YOUR GOAL: Gather all lines from the material that contain the word "styles".

(Stored items)
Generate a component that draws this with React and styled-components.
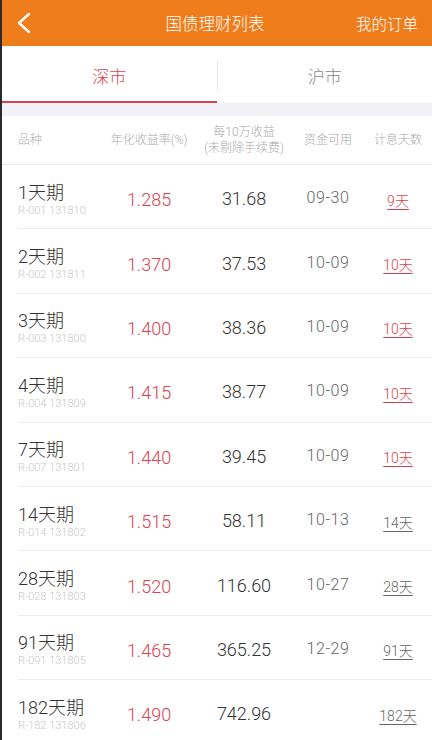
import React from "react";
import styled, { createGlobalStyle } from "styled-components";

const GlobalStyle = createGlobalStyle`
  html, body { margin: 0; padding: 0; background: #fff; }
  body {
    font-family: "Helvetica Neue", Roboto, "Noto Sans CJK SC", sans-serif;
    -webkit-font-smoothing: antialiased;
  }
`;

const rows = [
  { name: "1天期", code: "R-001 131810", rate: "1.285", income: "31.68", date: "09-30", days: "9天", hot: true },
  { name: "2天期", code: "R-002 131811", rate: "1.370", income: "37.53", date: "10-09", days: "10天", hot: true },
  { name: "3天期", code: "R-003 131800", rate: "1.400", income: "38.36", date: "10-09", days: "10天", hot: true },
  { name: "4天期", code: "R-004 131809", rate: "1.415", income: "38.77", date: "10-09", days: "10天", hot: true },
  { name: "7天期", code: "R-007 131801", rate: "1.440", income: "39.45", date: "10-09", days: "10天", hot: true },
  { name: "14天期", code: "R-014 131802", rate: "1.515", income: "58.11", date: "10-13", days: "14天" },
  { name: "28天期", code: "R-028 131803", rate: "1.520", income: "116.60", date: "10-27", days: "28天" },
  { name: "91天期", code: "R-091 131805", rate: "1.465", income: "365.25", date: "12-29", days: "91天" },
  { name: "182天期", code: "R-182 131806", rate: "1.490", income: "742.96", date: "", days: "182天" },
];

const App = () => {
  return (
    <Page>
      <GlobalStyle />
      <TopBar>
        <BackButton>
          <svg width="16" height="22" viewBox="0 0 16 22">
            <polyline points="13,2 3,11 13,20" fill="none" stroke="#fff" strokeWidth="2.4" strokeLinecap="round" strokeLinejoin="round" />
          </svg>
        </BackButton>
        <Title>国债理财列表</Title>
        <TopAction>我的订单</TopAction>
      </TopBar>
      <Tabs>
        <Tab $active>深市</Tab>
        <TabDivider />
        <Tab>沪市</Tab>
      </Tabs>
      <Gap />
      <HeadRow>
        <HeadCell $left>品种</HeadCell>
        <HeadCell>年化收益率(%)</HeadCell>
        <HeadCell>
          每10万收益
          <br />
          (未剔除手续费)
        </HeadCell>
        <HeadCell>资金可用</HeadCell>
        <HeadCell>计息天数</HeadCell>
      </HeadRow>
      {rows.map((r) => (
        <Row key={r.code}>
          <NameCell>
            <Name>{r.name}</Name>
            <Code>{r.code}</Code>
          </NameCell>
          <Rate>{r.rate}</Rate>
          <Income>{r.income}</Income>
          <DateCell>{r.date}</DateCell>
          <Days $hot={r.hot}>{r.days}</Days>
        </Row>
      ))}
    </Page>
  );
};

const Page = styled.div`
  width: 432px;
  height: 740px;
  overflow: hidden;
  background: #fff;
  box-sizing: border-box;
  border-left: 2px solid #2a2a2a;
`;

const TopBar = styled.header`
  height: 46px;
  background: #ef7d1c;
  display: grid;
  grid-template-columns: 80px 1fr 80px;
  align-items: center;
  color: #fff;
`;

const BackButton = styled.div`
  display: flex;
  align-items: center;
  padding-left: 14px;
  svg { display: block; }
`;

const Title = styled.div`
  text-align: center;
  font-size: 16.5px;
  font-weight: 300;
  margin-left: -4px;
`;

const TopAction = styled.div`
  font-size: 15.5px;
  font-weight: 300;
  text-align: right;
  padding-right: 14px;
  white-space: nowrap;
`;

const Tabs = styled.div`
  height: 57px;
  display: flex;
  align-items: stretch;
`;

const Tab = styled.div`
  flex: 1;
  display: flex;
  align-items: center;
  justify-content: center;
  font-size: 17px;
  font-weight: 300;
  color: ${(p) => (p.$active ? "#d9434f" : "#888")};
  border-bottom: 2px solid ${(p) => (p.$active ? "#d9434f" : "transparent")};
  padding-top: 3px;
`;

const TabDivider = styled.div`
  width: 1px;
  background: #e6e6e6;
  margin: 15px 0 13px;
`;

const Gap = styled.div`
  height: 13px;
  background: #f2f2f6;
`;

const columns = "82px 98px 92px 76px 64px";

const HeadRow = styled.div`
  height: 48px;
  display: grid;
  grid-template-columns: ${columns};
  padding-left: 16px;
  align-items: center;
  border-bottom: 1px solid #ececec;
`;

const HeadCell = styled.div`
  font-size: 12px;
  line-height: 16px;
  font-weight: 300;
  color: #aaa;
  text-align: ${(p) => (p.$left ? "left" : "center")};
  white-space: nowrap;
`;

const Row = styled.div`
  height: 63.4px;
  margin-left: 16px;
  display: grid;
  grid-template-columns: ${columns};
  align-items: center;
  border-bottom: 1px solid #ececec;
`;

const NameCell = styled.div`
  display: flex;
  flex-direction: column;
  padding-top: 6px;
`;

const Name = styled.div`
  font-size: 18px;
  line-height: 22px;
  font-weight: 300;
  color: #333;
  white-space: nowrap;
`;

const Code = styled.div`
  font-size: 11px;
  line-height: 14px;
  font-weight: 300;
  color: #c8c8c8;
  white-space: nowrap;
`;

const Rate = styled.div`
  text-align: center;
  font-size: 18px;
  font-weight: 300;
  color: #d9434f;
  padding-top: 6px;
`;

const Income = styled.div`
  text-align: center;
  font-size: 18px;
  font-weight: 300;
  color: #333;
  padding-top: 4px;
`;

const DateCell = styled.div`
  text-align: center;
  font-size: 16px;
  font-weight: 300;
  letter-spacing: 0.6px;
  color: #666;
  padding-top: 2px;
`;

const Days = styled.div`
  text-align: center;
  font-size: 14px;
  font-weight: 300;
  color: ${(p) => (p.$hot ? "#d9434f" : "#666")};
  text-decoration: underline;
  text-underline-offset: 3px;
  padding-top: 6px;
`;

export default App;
--
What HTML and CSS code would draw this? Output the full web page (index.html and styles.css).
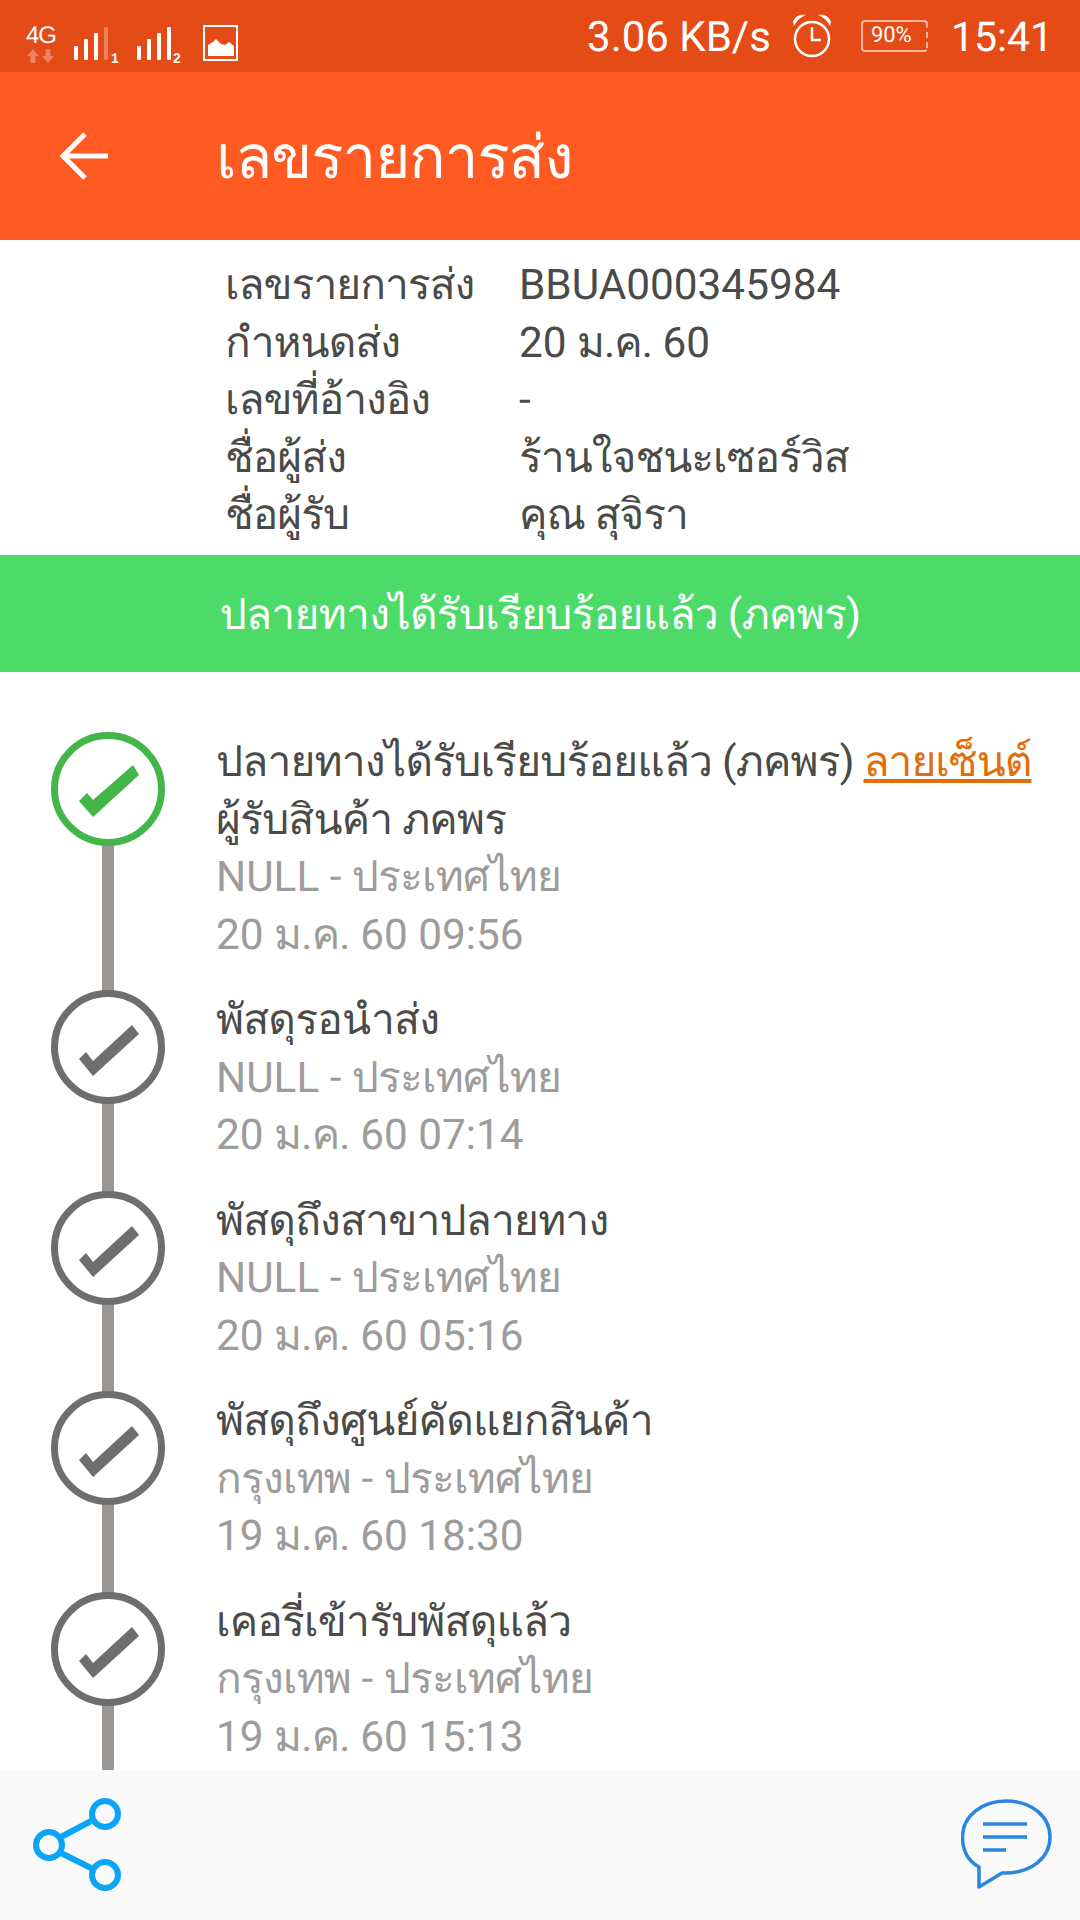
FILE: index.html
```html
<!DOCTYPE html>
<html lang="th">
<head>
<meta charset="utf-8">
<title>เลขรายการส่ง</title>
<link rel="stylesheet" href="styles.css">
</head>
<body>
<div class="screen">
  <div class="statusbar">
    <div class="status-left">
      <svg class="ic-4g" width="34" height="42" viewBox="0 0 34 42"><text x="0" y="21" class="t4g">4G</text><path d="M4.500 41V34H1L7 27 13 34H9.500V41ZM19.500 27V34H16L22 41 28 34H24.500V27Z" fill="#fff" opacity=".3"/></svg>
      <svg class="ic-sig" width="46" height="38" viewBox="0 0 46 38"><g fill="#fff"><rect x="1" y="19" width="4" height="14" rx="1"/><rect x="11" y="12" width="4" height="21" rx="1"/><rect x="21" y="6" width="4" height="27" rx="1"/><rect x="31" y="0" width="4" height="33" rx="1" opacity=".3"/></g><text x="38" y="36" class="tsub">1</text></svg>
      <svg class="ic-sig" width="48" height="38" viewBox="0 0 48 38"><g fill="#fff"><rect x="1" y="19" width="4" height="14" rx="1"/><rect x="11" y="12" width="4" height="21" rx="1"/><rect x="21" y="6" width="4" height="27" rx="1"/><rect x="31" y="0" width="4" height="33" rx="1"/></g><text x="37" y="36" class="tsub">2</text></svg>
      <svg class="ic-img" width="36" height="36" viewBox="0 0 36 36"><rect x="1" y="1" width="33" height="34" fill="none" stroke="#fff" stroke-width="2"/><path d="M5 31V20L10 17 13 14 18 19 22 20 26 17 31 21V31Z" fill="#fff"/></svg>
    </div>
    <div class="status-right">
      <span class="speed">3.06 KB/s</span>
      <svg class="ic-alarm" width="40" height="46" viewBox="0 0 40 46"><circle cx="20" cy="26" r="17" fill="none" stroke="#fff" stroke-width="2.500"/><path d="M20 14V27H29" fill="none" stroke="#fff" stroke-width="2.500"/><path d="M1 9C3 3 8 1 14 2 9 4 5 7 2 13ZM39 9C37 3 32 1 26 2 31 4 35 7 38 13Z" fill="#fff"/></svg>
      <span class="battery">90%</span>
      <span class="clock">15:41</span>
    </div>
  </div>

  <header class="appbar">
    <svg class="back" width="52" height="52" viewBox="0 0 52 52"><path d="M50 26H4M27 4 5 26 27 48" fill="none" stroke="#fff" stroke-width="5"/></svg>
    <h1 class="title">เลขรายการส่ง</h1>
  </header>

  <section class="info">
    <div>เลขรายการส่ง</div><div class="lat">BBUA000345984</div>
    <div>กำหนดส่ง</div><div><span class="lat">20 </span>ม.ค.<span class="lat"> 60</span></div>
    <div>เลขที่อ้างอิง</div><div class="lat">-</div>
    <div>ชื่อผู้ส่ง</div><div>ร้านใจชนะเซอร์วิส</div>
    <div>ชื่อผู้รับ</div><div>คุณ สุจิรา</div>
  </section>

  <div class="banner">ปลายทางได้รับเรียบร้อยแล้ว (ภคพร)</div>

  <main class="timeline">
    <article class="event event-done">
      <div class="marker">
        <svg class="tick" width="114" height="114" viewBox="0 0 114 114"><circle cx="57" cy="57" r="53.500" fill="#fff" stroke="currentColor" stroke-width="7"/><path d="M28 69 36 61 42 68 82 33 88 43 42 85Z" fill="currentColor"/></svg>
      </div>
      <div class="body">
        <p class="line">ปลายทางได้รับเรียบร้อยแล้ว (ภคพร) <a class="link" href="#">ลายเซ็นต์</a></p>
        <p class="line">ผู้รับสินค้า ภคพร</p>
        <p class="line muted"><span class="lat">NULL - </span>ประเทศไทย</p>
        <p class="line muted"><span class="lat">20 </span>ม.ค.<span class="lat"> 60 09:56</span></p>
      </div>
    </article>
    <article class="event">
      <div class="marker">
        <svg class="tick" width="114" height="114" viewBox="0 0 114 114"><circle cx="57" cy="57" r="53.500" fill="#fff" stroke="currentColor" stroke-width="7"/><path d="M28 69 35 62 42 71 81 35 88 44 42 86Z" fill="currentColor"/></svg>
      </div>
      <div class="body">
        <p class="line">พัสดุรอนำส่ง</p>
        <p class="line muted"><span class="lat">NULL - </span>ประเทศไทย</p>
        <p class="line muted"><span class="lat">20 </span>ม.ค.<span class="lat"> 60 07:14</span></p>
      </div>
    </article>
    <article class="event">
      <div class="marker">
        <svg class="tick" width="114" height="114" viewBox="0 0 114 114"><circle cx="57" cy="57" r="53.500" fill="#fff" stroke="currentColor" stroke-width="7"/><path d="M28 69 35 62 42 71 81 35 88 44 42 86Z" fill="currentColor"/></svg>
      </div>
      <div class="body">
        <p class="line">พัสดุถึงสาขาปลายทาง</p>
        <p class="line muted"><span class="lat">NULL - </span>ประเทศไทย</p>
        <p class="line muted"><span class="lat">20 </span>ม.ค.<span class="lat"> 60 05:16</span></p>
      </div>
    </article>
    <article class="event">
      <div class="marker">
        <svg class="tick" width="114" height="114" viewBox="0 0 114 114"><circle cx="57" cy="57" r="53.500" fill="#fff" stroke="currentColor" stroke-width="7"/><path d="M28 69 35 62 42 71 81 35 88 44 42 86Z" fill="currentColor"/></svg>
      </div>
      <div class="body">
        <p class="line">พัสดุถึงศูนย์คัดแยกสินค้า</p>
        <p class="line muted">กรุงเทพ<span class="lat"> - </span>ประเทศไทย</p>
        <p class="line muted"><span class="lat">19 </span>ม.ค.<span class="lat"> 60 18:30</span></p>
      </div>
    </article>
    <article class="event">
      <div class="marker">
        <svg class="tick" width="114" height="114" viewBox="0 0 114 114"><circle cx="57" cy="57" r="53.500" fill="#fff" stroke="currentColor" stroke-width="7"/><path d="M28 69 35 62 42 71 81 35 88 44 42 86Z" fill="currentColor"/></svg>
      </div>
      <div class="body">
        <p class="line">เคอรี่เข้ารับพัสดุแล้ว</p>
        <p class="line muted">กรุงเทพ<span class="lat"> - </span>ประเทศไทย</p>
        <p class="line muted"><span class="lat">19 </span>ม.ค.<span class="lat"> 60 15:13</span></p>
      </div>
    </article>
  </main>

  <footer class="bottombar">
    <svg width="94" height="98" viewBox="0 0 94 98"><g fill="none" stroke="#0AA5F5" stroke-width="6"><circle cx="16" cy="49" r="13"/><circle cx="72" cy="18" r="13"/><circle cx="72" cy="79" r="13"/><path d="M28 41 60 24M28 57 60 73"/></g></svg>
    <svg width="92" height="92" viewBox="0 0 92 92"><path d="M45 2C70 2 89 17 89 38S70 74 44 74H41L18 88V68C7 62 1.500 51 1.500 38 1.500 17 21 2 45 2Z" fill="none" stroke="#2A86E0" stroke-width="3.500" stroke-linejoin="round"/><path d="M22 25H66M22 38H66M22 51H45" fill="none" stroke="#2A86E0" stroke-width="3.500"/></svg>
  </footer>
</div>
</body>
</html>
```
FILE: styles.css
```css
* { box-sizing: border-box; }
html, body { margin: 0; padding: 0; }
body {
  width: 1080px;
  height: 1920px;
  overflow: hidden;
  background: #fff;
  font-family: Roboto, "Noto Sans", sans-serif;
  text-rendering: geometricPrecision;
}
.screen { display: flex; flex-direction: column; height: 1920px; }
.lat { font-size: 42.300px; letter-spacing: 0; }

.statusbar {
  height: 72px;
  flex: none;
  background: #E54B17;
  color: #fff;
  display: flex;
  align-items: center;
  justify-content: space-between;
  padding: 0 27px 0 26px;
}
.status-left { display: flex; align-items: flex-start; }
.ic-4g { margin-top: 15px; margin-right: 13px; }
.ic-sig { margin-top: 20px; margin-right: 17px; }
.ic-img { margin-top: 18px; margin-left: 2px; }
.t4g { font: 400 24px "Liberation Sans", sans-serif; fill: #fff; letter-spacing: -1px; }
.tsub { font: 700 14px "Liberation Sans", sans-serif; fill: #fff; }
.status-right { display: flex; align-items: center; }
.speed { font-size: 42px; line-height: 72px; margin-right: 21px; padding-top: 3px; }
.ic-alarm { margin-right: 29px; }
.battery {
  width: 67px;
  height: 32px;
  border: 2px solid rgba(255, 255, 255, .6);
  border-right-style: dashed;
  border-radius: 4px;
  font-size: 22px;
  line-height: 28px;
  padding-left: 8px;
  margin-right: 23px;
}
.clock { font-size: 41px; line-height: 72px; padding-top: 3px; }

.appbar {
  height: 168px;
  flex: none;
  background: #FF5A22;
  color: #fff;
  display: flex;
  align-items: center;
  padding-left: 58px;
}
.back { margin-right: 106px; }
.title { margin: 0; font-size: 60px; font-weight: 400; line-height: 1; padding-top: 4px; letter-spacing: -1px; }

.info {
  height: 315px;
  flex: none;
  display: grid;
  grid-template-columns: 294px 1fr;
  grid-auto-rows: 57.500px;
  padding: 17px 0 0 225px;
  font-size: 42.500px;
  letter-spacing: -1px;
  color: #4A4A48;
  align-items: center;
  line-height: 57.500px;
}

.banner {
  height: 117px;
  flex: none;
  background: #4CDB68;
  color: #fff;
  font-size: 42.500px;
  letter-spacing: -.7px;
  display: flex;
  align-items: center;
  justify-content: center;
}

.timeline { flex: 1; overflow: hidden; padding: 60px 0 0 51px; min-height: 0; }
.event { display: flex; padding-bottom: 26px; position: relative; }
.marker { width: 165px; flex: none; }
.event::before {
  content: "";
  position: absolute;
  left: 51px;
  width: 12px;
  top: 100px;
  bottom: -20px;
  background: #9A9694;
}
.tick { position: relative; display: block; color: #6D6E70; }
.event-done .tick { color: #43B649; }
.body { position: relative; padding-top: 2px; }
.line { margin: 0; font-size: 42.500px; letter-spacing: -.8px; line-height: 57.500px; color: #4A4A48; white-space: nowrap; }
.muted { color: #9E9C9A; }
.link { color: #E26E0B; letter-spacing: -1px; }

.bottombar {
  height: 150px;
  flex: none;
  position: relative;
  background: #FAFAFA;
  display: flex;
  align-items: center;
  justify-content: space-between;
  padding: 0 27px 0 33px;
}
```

TASK OUTPUT:
What HTML and CSS code would draw this? Output the full web page (index.html and styles.css).
<link rel="stylesheet" href="styles.css">
FILE: styles.css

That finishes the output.